Longtemps confinés dans les marges de la gauche anti-impérialiste, de l’extrême droite antidémocratique, des complotistes négationnistes ou de barbouzes nostalgiques, de nouveaux promoteurs du président syrien se déclarent ou se révèlent tous les jours, dans les milieux politiques, intellectuels et médiatiques mainstream.
Derrière cela, il y a évidemment l’islamo-panique, plus conquérante encore que la menace jihadiste de Daech, et le traumatisme des attentats de janvier à Paris, puis ceux de Copenhague ou de Tunis. Cette terreur rend acceptable, voire désirable, tout responsable arabe et musulman qui s’oppose à l’islamisme, du général Al-Sissi en Egypte à Bachar al-Assad. Les appels insistants à renouer avec le dictateur syrien, «rempart contre Daech», proviennent essentiellement, ces derniers temps en France, de personnalités politiques, ou d’intellectuels et d’éditorialistes de droite. S’il est logique pour un Claude Guéant, artisan du rétablissement des relations avec le régime de Damas en 2007-2008, de revenir aujourd’hui à la charge, on comprend moins les plaidoyers de François Fillon, de Christian Jacob ou d’autres ténors de l’UMP. Le sort de la Syrie ou des Syriens leur importe bien moins que de fustiger la diplomatie de François Hollande. Renouer avec Assad, ou pas, devient un débat politicien français. Quand Jean-Christophe Rufin pointe dans une interview récente «un certain nombre d’erreurs graves ces dernières années, comme faire les gros yeux à Bachar al-Assad», il dénonce Laurent Fabius en particulier.

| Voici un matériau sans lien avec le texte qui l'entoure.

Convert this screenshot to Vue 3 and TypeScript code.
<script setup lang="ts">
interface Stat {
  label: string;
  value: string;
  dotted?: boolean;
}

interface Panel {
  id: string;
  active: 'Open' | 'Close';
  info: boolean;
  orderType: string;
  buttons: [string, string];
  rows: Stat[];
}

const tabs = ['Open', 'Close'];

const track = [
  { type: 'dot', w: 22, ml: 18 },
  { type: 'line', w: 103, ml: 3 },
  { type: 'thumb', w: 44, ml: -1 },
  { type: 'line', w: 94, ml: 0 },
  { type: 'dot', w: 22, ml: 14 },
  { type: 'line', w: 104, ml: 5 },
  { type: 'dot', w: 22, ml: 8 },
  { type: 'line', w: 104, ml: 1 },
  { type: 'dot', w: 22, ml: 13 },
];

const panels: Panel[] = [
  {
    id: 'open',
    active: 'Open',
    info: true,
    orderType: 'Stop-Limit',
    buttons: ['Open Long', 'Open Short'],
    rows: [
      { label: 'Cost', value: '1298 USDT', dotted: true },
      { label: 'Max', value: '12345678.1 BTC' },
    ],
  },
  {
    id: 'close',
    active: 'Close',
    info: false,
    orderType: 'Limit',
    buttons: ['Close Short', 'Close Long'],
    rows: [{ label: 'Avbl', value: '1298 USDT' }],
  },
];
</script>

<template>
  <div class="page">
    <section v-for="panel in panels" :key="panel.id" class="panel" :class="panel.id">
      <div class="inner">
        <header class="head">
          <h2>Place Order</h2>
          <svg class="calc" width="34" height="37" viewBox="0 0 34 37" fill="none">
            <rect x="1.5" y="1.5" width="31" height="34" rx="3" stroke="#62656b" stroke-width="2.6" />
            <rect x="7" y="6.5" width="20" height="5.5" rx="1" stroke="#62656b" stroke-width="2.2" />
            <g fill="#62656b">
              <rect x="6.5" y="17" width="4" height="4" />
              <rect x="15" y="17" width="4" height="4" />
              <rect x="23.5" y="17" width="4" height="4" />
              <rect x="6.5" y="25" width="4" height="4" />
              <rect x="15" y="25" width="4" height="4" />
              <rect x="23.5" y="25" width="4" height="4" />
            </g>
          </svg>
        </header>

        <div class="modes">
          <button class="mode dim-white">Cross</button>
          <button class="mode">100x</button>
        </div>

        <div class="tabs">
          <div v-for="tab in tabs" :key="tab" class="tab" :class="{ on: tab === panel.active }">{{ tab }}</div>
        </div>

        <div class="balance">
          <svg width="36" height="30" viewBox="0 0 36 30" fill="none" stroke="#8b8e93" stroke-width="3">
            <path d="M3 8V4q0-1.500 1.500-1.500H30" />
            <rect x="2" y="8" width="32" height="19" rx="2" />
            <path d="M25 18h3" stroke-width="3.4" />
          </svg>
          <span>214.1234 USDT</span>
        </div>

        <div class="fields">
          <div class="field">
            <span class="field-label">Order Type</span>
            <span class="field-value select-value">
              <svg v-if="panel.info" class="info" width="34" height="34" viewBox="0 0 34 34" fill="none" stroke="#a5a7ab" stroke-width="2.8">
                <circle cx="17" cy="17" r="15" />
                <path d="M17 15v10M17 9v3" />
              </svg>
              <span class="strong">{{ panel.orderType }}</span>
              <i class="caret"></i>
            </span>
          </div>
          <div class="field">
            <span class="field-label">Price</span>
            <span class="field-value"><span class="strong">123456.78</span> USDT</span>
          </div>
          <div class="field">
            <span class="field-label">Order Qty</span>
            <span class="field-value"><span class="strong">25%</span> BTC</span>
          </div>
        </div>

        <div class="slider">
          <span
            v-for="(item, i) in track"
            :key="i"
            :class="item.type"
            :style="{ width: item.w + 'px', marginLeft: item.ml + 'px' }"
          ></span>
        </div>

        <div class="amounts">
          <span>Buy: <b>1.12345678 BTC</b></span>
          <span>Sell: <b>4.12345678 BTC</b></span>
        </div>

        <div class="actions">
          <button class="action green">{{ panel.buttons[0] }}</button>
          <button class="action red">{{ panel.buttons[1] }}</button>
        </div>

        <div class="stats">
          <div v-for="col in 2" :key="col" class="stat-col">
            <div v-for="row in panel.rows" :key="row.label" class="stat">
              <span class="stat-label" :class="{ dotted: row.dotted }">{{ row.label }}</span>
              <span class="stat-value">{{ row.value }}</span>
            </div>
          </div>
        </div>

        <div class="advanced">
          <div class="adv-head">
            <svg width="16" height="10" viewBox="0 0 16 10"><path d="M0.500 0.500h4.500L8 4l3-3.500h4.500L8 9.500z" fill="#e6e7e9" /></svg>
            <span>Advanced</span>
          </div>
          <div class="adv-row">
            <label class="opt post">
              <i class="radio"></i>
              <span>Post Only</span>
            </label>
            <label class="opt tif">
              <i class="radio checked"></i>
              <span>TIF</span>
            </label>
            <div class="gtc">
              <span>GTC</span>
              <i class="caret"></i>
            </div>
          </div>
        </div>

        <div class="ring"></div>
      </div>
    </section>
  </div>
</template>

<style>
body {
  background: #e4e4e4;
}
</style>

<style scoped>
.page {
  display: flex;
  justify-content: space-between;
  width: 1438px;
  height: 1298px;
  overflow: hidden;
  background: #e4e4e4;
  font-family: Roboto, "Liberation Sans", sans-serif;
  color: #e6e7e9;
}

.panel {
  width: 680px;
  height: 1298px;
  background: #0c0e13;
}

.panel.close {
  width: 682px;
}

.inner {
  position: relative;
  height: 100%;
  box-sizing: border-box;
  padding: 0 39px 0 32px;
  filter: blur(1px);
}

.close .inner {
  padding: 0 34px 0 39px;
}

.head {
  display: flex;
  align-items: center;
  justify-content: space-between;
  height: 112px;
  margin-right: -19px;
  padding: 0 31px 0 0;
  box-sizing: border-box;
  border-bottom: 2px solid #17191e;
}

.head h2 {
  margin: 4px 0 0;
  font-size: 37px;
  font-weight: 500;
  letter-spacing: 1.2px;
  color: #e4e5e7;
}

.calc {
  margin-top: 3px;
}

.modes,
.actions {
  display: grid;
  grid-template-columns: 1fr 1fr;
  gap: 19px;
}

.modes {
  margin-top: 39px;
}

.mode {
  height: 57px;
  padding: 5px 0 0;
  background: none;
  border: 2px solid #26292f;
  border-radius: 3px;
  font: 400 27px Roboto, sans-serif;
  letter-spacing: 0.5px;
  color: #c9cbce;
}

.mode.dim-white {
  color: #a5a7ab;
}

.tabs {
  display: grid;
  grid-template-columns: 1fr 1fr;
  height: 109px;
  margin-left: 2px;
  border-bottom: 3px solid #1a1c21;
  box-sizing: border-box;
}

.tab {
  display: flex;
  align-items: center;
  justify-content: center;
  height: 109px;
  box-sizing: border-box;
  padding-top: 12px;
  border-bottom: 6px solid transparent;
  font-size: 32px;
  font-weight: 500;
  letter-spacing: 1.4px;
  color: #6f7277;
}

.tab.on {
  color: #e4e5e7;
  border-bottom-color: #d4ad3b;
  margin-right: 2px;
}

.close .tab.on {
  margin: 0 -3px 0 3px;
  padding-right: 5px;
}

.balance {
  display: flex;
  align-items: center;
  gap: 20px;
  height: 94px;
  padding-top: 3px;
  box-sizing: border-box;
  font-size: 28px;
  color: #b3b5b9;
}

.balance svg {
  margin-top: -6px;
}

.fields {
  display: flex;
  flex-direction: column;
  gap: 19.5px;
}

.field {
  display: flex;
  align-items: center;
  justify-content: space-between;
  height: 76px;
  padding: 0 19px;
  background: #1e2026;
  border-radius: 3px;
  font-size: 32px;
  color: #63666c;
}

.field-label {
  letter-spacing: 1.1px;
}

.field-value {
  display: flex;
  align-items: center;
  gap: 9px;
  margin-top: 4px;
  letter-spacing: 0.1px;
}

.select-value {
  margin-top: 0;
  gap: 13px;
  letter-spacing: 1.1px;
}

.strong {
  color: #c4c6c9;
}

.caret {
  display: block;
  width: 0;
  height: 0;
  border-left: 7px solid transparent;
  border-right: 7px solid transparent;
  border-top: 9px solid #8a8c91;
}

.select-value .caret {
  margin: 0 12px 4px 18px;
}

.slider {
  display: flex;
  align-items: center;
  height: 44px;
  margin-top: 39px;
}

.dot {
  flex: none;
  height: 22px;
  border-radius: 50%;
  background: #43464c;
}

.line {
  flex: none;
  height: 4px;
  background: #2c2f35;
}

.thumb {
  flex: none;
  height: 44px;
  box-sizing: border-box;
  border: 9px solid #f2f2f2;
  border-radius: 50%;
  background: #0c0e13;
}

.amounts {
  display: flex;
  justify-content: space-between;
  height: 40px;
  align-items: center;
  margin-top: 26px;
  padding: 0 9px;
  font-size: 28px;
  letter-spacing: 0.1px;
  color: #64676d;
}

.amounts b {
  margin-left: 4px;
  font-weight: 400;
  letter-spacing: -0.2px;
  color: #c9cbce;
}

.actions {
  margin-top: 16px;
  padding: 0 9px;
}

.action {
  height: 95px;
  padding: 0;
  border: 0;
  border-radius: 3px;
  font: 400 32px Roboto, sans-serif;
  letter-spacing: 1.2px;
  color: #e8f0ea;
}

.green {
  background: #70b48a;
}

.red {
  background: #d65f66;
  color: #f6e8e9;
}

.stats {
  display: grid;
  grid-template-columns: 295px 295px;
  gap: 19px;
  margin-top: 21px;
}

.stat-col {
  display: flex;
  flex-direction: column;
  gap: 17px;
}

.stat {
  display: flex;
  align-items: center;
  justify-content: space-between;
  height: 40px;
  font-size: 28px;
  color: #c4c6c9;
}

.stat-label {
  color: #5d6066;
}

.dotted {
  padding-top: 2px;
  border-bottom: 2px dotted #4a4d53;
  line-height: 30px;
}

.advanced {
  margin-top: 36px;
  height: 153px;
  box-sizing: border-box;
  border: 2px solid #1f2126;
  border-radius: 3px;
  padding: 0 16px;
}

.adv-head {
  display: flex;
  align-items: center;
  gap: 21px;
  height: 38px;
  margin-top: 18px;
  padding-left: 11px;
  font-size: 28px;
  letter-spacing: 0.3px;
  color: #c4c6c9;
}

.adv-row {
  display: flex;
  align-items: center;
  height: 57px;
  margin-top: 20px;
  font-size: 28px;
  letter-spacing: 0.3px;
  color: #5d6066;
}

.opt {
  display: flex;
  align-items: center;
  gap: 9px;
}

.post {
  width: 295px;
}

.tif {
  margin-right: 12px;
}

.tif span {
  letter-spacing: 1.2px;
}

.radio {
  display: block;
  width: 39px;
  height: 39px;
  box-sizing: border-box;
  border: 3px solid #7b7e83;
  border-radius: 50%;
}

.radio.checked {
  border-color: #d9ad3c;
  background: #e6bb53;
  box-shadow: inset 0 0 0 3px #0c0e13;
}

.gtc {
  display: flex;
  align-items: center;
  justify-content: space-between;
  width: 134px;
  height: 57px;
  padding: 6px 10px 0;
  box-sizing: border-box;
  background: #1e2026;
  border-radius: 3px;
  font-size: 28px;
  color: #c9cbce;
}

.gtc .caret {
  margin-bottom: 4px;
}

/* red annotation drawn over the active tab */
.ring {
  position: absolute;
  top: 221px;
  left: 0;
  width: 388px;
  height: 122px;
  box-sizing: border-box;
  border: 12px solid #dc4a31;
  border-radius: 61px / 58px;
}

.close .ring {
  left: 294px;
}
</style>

Les incohérences de la politique occidentale, depuis le début de la crise syrienne faite de déclarations au lieu d’actions, ouvrent, il est vrai, un boulevard aux critiques. Mais les voix qui se font entendre de plus en plus fort visent bien plus loin qu’une reprise des relations avec Assad. Leurs attaques contre «la morale en diplomatie» ou «l’humanisme en démocratie» s’accompagnent souvent d’appels à parler aussi à l’Iran et à Poutine. Derrière cette nécessité politique certaine pour traiter notamment du dossier syrien, se profile ce qu’Alain Juppé a décrit comme «un accès de russophilie aiguë» à l’UMP. Emboîtant le pas là encore à Marine Le Pen, une partie de la droite française est séduite par l’autorité décomplexée et conquérante de Vladimir Poutine. Comme pour Assad, on sent une fascination qui monte pour ces tyrans sans scrupule qui imposent leur loi par la force. Par dépit pour la mollesse des dirigeants des grandes démocraties, par opposition systématique à la politique des gouvernements en place en Europe, une certaine droite, qui se proclame souvent «patriote», privilégie l’autoritarisme au nationalisme.
Les militants pour la réhabilitation de Bachar al-Assad doivent savoir que ce n’est pas un dialogue ni une coopération avec lui qu’ils défendent, mais un ralliement à sa cause. Car, comme l’a répété en substance le maître de Damas sur France 2 : tous ceux qui s’opposent à lui sont des terroristes, et ceux qui n’appuient pas son régime soutiennent donc le terrorisme.